I can be in the beginnings of a mad and wild love story where I completely fall off everyone’s radar for weeks. Basking in my new happiness.
I can wake up to find that I will be alone, which will hurt. I will give myself a few hours to feel emotion, but then I will return to the present and move forward with my life. I’ve had to stay present. If I lived from my human perspective, with as much passion and power as we have between us, I would be mourning his loss and yearning for him desperately. Staying present keeps me right here, right now.
My house in Oregon can sell quickly, and I could be the proud owner of three homes in Mount Shasta – and relocate before Christmas. With this property, I would live in the beautiful main house with wide open sunlight in many windows. I can take outdoor baths in the winter in the outdoor bathtub. I can bask in the woodstove cedar sauna. I can rent out the paddock and horse facilities. Two other houses on the property I could rent out long-term.

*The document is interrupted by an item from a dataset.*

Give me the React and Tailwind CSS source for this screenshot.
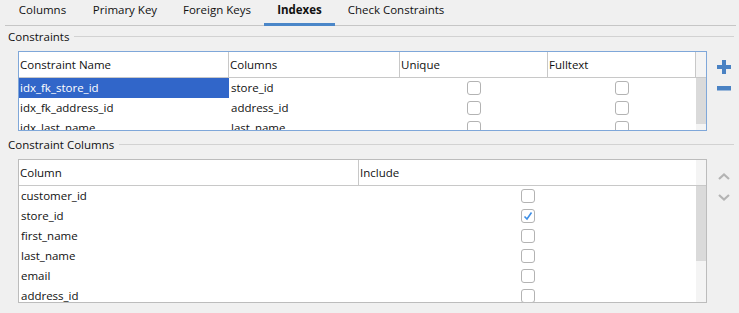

Since my freedom returned after getting my dog back to her house, many powerful opportunities have been showing up for me. They are all magnificent. I see my platform appearing. I know I am being “summoned” to that platform. I am always the last to know when I get guided to make a move, but I am always the first to follow it.
I officially submitted an offer for the property with three houses and horse property today. My home in Oregon will be on the market by the end of next week. I am stirring the pot in unbelievable ways. I’m starting to spin the merry-go-round, faster and faster, waiting to see where it spits me out.
I genuinely have no idea what tomorrow holds for me. All I can do today, every minute of every day, as it is all I have control over, is put one foot in front of the other.
Tomorrow my car heads back to the ocean. This is all I can know.